On the occasion of this visit they spoke of building a raft to use in crossing the Snake at their workings, and Wolff tried to dissuade them from the project, assuring them that they did not appreciate how dangerous the Snake could be when on the rise; but they laughed off his warnings with the statement that they had built and handled rafts before, and knew their business.
Wolff learned little, until later, concerning the mutual relations of the 4 men on the bar, nor concerning what success, if any, they had in finding gold.
Late that summer when haying time was at hand in Teton Basin, Wolff was surprised to see a man approaching his cabin on foot. “Seeing any man, and especially one afoot, was a rare sight in those days,” commented Wolff. It proved to be the miner, Tonnar, and he asked to be given work. Curious as to what was up between Tonnar and his partners, Wolff quizzed him but received only the rather unsatisfactory statement that Tonnar had left the 3 miners while they were making plans to raft the Snake in order to fetch a supply of meat for the camp.
With hay ready for cutting, Wolff was glad to hire Tonnar for work in the fields. For a month the two men slept together, and during this time Wolff noticed that Tonnar invariably wore his gun or had it within reach, but while he suspected that all was not right he made no further investigation. Wolff retained a mental picture of Tonnar as being a small, dark-complexioned man of rather untrustworthy appearance and manner.
Once Tonnar instructed Wolff to investigate a certain hiding place in the cabin, and he would find some valuables which he asked him to take care of. Wolff did so and claims that he found a silver watch and a purse containing $28.
Then one day late in August a sheriff and posse came to the cabin and asked Wolff if he could furnish information concerning the whereabouts of the miner, Jack Tonnar (at the time Tonnar was absent, working in the fields.) Briefly the posse explained that Tonnar’s 3 partners had been found dead, that Tonnar was believed guilty of their murder, and that the posse was commissioned to take him. Horrified to think that for a month he had sheltered and slept with such a desperate character, Wolff could only reply, “My God! Grab him while you can!” Tonnar was found on a haystack and captured before he could bring his gun into play.

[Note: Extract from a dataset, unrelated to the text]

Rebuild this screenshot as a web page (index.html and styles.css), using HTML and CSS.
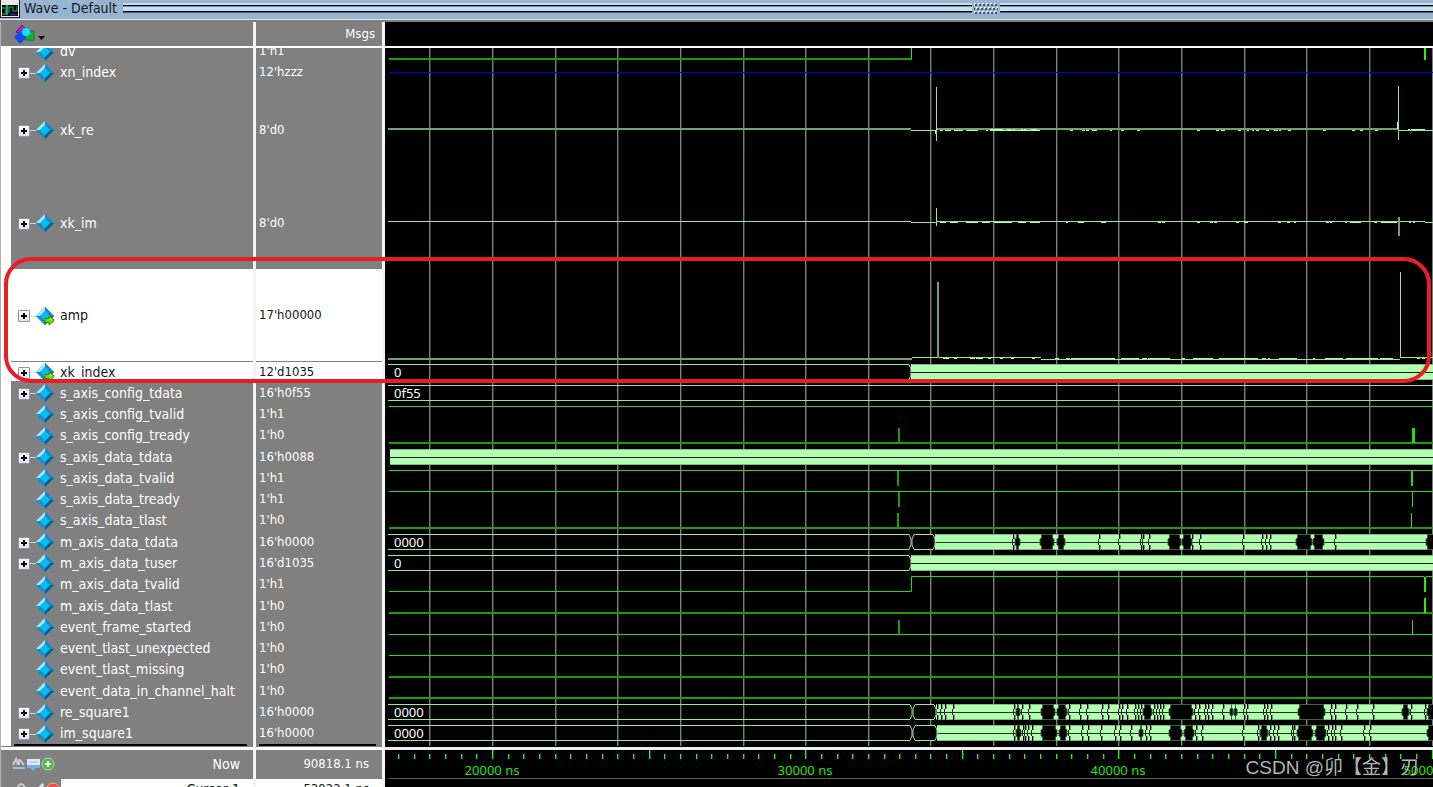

From the posse Wolff learned that a party boating from Yellowstone Park down the Lewis and Snake Rivers, under the leadership of one Frye (Free), had stopped at the workings of the miners but had found them unoccupied. Just below the encampment, at the foot of a bluff where the Snake had cut into a gravel bank, they had come upon 3 bodies lying in the edge of the water, weighted down with stones. They had reported the gruesome find, and the arrest of Tonnar on Wolff’s place resulted.
Wolff, Dr. W. A. Hocker (a surgeon from Evanston), and a couple of Wolff’s neighbors from Teton Basin hurried to the scene of the killings, a place which has ever since been known as Deadman’s Bar. They readily identified the bodies, Tiggerman by his size, and Kellenberger from the absence of two fingers on his right hand. They found that Kellenberger had been shot twice in the back, that Welter had an axe cut in the head, and that Tiggerman’s head was crushed, presumably also with an axe. Wolff gave it as their conclusion that the 3 men must have been killed while asleep; and that their bodies had been hauled up onto the “rim” and rolled down the gravel bluff into the river, where they had lodged in shallow water and subsequently been covered with rocks. Probably the water had fallen, more fully exposing the bodies so that they had been discovered by Frye’s men.
Wolff and Hocker removed the heads of Welter and Tiggerman and cleaned the skulls, preserving them as evidence. Wolff denied that they buried the bodies, but claimed that they threw them back in the edge of the water and covered them again with rocks.
Tonnar pleaded not guilty and was taken to Evanston, the county seat of Unita County (which then embraced the westernmost strip of Wyoming Territory), and here he was tried the following spring before Judge Samuel Corn. Wolff was called to testify at the trial, mentioning, among other things, the incident of the watch and the purse, both of which he was positive Tonnar had stolen from his murdered partners.